Given request = Reproduce every entry below precisely; do not include the pictures.

-------- Exercise inputs --------

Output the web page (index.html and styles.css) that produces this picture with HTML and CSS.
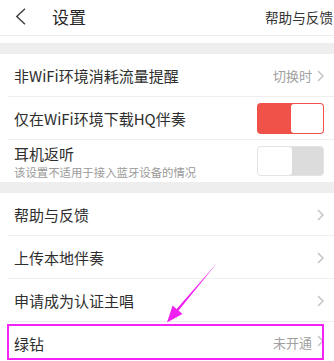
FILE: index.html
```html
<!DOCTYPE html>
<html lang="zh">
<head>
<meta charset="utf-8">
<link rel="stylesheet" href="styles.css">
</head>
<body>
<div class="page">
  <header class="topbar">
    <svg class="back" width="11" height="17" viewBox="0 0 11 17"><polyline points="10,0.8 1.8,8.5 10,16.2" fill="none" stroke="#444" stroke-width="1.5"/></svg>
    <span class="title">设置</span>
    <span class="help">帮助与反馈</span>
  </header>
  <div class="top-space"></div>
  <div class="band"></div>
  <section class="group">
    <div class="row">
      <span class="label">非WiFi环境消耗流量提醒</span>
      <span class="value">切换时</span>
      <svg class="chev" width="7" height="12" viewBox="0 0 7 12"><polyline points="1,1 6,6 1,11" fill="none" stroke="#c4c4c4" stroke-width="1.5"/></svg>
    </div>
    <div class="row">
      <span class="label">仅在WiFi环境下载HQ伴奏</span>
      <span class="toggle on"><span class="knob"></span></span>
    </div>
    <div class="row tall last">
      <div class="stack">
        <span class="label">耳机返听</span>
        <span class="sub">该设置不适用于接入蓝牙设备的情况</span>
      </div>
      <span class="toggle off"><span class="knob"></span></span>
    </div>
  </section>
  <div class="band"></div>
  <section class="group">
    <div class="row">
      <span class="label">帮助与反馈</span>
      <svg class="chev" width="7" height="12" viewBox="0 0 7 12"><polyline points="1,1 6,6 1,11" fill="none" stroke="#c4c4c4" stroke-width="1.5"/></svg>
    </div>
    <div class="row">
      <span class="label">上传本地伴奏</span>
      <svg class="chev" width="7" height="12" viewBox="0 0 7 12"><polyline points="1,1 6,6 1,11" fill="none" stroke="#c4c4c4" stroke-width="1.5"/></svg>
    </div>
    <div class="row">
      <span class="label">申请成为认证主唱</span>
      <svg class="chev" width="7" height="12" viewBox="0 0 7 12"><polyline points="1,1 6,6 1,11" fill="none" stroke="#c4c4c4" stroke-width="1.5"/></svg>
    </div>
    <div class="row last highlighted">
      <span class="label">绿钻</span>
      <span class="value">未开通</span>
      <svg class="chev" width="7" height="12" viewBox="0 0 7 12"><polyline points="1,1 6,6 1,11" fill="none" stroke="#c4c4c4" stroke-width="1.5"/></svg>
      <span class="highlight"></span>
    </div>
  </section>
  <svg class="arrow" width="334" height="361" viewBox="0 0 334 361">
    <polygon points="217,263 178.6,310.6 182.4,313.9 167,322.5 172.6,305.6 176.6,309" fill="#f020f0"/>
  </svg>
</div>
</body>
</html>
```

FILE: styles.css
```css
* { box-sizing: border-box; }
html, body { margin: 0; padding: 0; background: #fff; }
body {
  font-family: "Noto Sans CJK SC", "Noto Sans", sans-serif;
  color: #333;
  width: 334px;
  height: 361px;
  overflow: hidden;
}
.page { position: relative; width: 334px; height: 361px; overflow: hidden; }

.topbar {
  height: 36px;
  display: flex;
  align-items: center;
  border-bottom: 1px solid #ececec;
  padding-left: 15px;
  padding-bottom: 9px;
  padding-top: 7px;
}
.back { flex: none; display: block; margin-top: -1px; }
.title {
  margin-left: 26px;
  font-size: 17px;
  line-height: 20px;
  color: #262626;
}
.help {
  margin-left: auto;
  font-size: 13.6px;
  line-height: 18px;
  color: #333;
  white-space: nowrap;
  margin-right: 1px;
}

.top-space { height: 7px; }
.band { height: 11px; background: #eeeeee; }

.group { background: #fff; }
.row {
  position: relative;
  height: 43px;
  display: flex;
  align-items: center;
  padding-left: 14px;
  padding-right: 10px;
}
.row::after {
  content: "";
  position: absolute;
  left: 8px;
  right: 0;
  bottom: 0;
  height: 1px;
  background: #efefef;
}
.row.last::after { display: none; }
.row.tall { height: 42px; align-items: center; }

.label {
  font-size: 15px;
  line-height: 18px;
  color: #2e2e2e;
  white-space: nowrap;
}
.stack { display: flex; flex-direction: column; gap: 2px; padding-top: 1px; }
.sub {
  font-size: 11.4px;
  line-height: 14px;
  color: #9a9a9a;
  white-space: nowrap;
}
.value {
  margin-left: auto;
  font-size: 13px;
  line-height: 16px;
  color: #a0a0a0;
  margin-right: 5px;
}
.chev { flex: none; display: block; margin-left: auto; }
.value + .chev { margin-left: 0; }

.toggle {
  margin-left: auto;
  width: 67px;
  height: 31px;
  border-radius: 4px;
  display: flex;
  align-items: center;
  padding: 1px;
  flex: none;
}
.toggle.on {
  background: #f0524a;
  justify-content: flex-end;
  margin-right: 0;
}
.toggle.off {
  background: #dcdcdc;
  justify-content: flex-start;
  height: 30px;
  border: 1px solid #e4e4e4;
  padding: 0;
}
.knob {
  width: 32px;
  height: 29px;
  background: #fff;
  border-radius: 3px;
}
.toggle.off .knob { width: 34px; height: 28px; }

.row.highlighted { height: 43px; align-items: flex-start; padding-top: 13px; }
.highlight {
  position: absolute;
  left: 7px;
  right: 10px;
  top: 2px;
  height: 36px;
  border: 2px solid #f622f6;
  pointer-events: none;
}

.arrow {
  position: absolute;
  left: 0;
  top: 0;
  pointer-events: none;
}
```
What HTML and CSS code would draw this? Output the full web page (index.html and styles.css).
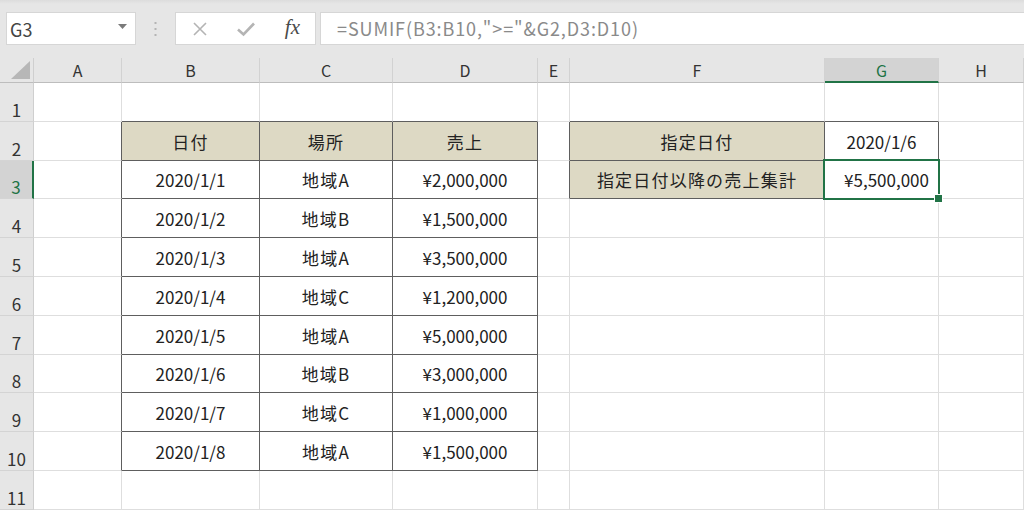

--------

The reply =
Output the web page (index.html and styles.css) that produces this picture with HTML and CSS.
FILE: index.html
```html
<!DOCTYPE html>
<html lang="zh">
<head>
<meta charset="utf-8">
<link rel="stylesheet" href="styles.css">
</head>
<body>
<div class="page">
  <header class="topbar">
    <svg class="back" width="11" height="17" viewBox="0 0 11 17"><polyline points="10,0.8 1.8,8.5 10,16.2" fill="none" stroke="#444" stroke-width="1.5"/></svg>
    <span class="title">设置</span>
    <span class="help">帮助与反馈</span>
  </header>
  <div class="top-space"></div>
  <div class="band"></div>
  <section class="group">
    <div class="row">
      <span class="label">非WiFi环境消耗流量提醒</span>
      <span class="value">切换时</span>
      <svg class="chev" width="7" height="12" viewBox="0 0 7 12"><polyline points="1,1 6,6 1,11" fill="none" stroke="#c4c4c4" stroke-width="1.5"/></svg>
    </div>
    <div class="row">
      <span class="label">仅在WiFi环境下载HQ伴奏</span>
      <span class="toggle on"><span class="knob"></span></span>
    </div>
    <div class="row tall last">
      <div class="stack">
        <span class="label">耳机返听</span>
        <span class="sub">该设置不适用于接入蓝牙设备的情况</span>
      </div>
      <span class="toggle off"><span class="knob"></span></span>
    </div>
  </section>
  <div class="band"></div>
  <section class="group">
    <div class="row">
      <span class="label">帮助与反馈</span>
      <svg class="chev" width="7" height="12" viewBox="0 0 7 12"><polyline points="1,1 6,6 1,11" fill="none" stroke="#c4c4c4" stroke-width="1.5"/></svg>
    </div>
    <div class="row">
      <span class="label">上传本地伴奏</span>
      <svg class="chev" width="7" height="12" viewBox="0 0 7 12"><polyline points="1,1 6,6 1,11" fill="none" stroke="#c4c4c4" stroke-width="1.5"/></svg>
    </div>
    <div class="row">
      <span class="label">申请成为认证主唱</span>
      <svg class="chev" width="7" height="12" viewBox="0 0 7 12"><polyline points="1,1 6,6 1,11" fill="none" stroke="#c4c4c4" stroke-width="1.5"/></svg>
    </div>
    <div class="row last highlighted">
      <span class="label">绿钻</span>
      <span class="value">未开通</span>
      <svg class="chev" width="7" height="12" viewBox="0 0 7 12"><polyline points="1,1 6,6 1,11" fill="none" stroke="#c4c4c4" stroke-width="1.5"/></svg>
      <span class="highlight"></span>
    </div>
  </section>
  <svg class="arrow" width="334" height="361" viewBox="0 0 334 361">
    <polygon points="217,263 178.6,310.6 182.4,313.9 167,322.5 172.6,305.6 176.6,309" fill="#f020f0"/>
  </svg>
</div>
</body>
</html>
```

FILE: styles.css
```css
* { box-sizing: border-box; }
html, body { margin: 0; padding: 0; background: #fff; }
body {
  font-family: "Noto Sans CJK SC", "Noto Sans", sans-serif;
  color: #333;
  width: 334px;
  height: 361px;
  overflow: hidden;
}
.page { position: relative; width: 334px; height: 361px; overflow: hidden; }

.topbar {
  height: 36px;
  display: flex;
  align-items: center;
  border-bottom: 1px solid #ececec;
  padding-left: 15px;
  padding-bottom: 9px;
  padding-top: 7px;
}
.back { flex: none; display: block; margin-top: -1px; }
.title {
  margin-left: 26px;
  font-size: 17px;
  line-height: 20px;
  color: #262626;
}
.help {
  margin-left: auto;
  font-size: 13.6px;
  line-height: 18px;
  color: #333;
  white-space: nowrap;
  margin-right: 1px;
}

.top-space { height: 7px; }
.band { height: 11px; background: #eeeeee; }

.group { background: #fff; }
.row {
  position: relative;
  height: 43px;
  display: flex;
  align-items: center;
  padding-left: 14px;
  padding-right: 10px;
}
.row::after {
  content: "";
  position: absolute;
  left: 8px;
  right: 0;
  bottom: 0;
  height: 1px;
  background: #efefef;
}
.row.last::after { display: none; }
.row.tall { height: 42px; align-items: center; }

.label {
  font-size: 15px;
  line-height: 18px;
  color: #2e2e2e;
  white-space: nowrap;
}
.stack { display: flex; flex-direction: column; gap: 2px; padding-top: 1px; }
.sub {
  font-size: 11.4px;
  line-height: 14px;
  color: #9a9a9a;
  white-space: nowrap;
}
.value {
  margin-left: auto;
  font-size: 13px;
  line-height: 16px;
  color: #a0a0a0;
  margin-right: 5px;
}
.chev { flex: none; display: block; margin-left: auto; }
.value + .chev { margin-left: 0; }

.toggle {
  margin-left: auto;
  width: 67px;
  height: 31px;
  border-radius: 4px;
  display: flex;
  align-items: center;
  padding: 1px;
  flex: none;
}
.toggle.on {
  background: #f0524a;
  justify-content: flex-end;
  margin-right: 0;
}
.toggle.off {
  background: #dcdcdc;
  justify-content: flex-start;
  height: 30px;
  border: 1px solid #e4e4e4;
  padding: 0;
}
.knob {
  width: 32px;
  height: 29px;
  background: #fff;
  border-radius: 3px;
}
.toggle.off .knob { width: 34px; height: 28px; }

.row.highlighted { height: 43px; align-items: flex-start; padding-top: 13px; }
.highlight {
  position: absolute;
  left: 7px;
  right: 10px;
  top: 2px;
  height: 36px;
  border: 2px solid #f622f6;
  pointer-events: none;
}

.arrow {
  position: absolute;
  left: 0;
  top: 0;
  pointer-events: none;
}
```
What HTML and CSS code would draw this? Output the full web page (index.html and styles.css).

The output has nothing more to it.